Sebagai contoh, terlihat jelas bahwa
globalisasi dan perkembangan, seperti internet dan media sosial yang memberikan
seseorang dengan terlalu banyak pilihan dan dengan demikian memiliki banyak
tekanan untuk memutuskan jalan yang diinginkan. Quarter life crisis menyebabkan
kecemasan dan kebingungan. Serta kemungkinan finansial ekonomi yang tidak
stabil. Selain itu, harapan dari orang tua dan masyarakat menciptakan konflik
tambahan dalam diri seseorang yang ingin meluangkan waktu untuk mencari tahu
siapa mereka, menganggap telah membeli properti pada usia dari 25-30 tahun baru
dianggap sebagai seseorang yang sukses. seseorang tersebut akan diserang dengan berbagai pertanyaan
yang menyudutkan sehingga dapat menjadi masalah dan akan sangat berpengaruh
bagi kesehatan mentalnya sehingga perlu diberikan pemahaman dan cara mengatasi
masalah tersebut.
Oleh karena itu,
terdapat beberapa pesan untuk menghadapi Quarter Life Crisis dengan baik yaitu
mengenali diri lebih dalam, menentukan tujuan dan pencapaian, membuat skala
prioritas, tidak membandingkan diri dengan orang lain, berkomunikasi dengan
orang tua, mencari mentor, dan menemui tenaga profesional seperti psikolog jika
masalah semakin rumit.
Menurut First
Direct Bank, fase Quarter Life Crisis terbagi menjadi 2 tipe utama yakni
locked-in (meliputi realitas tidak sama dengan ekspektasi, membebaskan diri,
mencoba hal baru, resolusi dan perkembangan.
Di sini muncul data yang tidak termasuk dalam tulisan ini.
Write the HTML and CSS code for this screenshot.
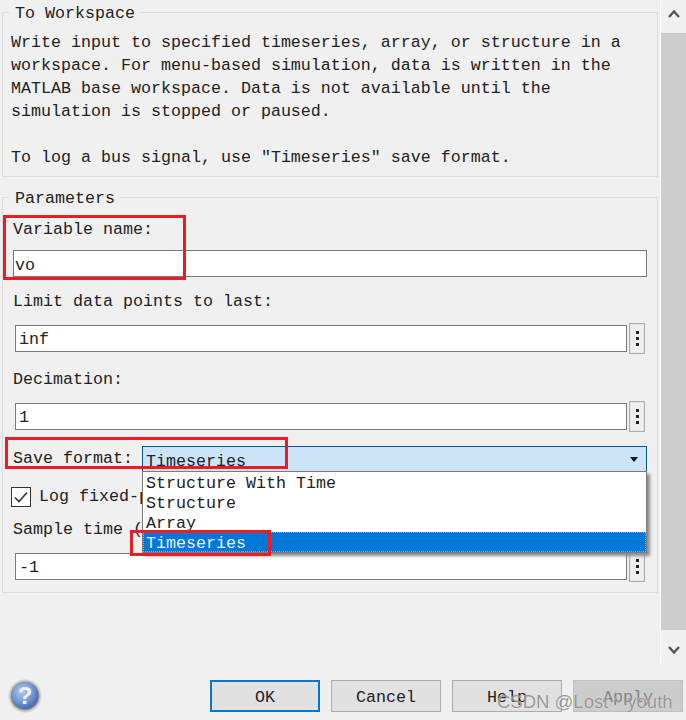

Kedua, locked-out (meliputi
bersemangat, mengulangi banyak kesalahan, refleksi, penyederhanaan dan
resolusi). Individu yang mengalami Quarter Life Crisis akan mengalami masa
eksplorasi dan refleksi selanjutnya menyusun rencana baru sebagai bentuk usaha
untuk keluar dari Quarter Life Crisis yang sedang dihadapi. Berdasarkan fase
dan problematika masa Quarter Life Crisis, seseorang yang memasuki usia dewasa
seharusnya mampu menghadapi permasalahan yang muncul dalam hidupnya. Masa
dewasa awal adalah masa pembentukan daripada kemandirian individu baik itu
secara pribadi maupun ekonomi, seperti karir yang mulai berkembang, mulai
memilih pasangan, dan memulai sebuah keluarga (Santrock, 2002). Berdasarkan
perkembangan kognitifnya, individu yang memasuki dewasa awal seharusnya telah
dapat berpikir secara reflektif dan menekankan pada logika kompleks serta
melibatkan intuisi dan juga emosi dalam dirinya (Papalia; Olds; Feldman, 2009).
Untuk menghadapi
Quarter Life Crisis dengan baik dapat dilakukan dengan cara bersabar dalam
berproses diri, melakukan hal yang membuat diri sendiri lebih nyaman,
menjauhkan diri dari lingkungan yang memberikan dampak negatif, bersyukur
dengan pencapaian sendiri, hiduplah di masa sekarang, berbagi dan menjadi
manfaat bagi orang lain, menemukan motivasi, serta selalu berdoa dan berserah
diri kepada Tuhan Yang Maha Esa. Quarter Life Crisis yang dialami individu bila tidak cepat
ditangani akan semakin tenggelam dalam lingkaran depresi yang berpotensi
menimbulkan keinginan untuk mengakhiri hidup. Cobalah beri diri sendiri waktu untuk makan enak, bertemu
teman, bermeditasi, menulis di jurnal, atau berolahraga. Jika kamu tidak
merawat diri dengan baik, hampir tidak mungkin untuk bisa mencapai tujuan
kamu.Perlu diingat bahwa tujuan hidup tidak melulu soal melaju pesatnya karir
dan kesuksesan. Hal itu penting, tapi bisa jadi tidak bermakna bila kamu tidak
menikmati hidup, dan menghabiskan waktu untuk melakukan hal-hal yang kamu sukai.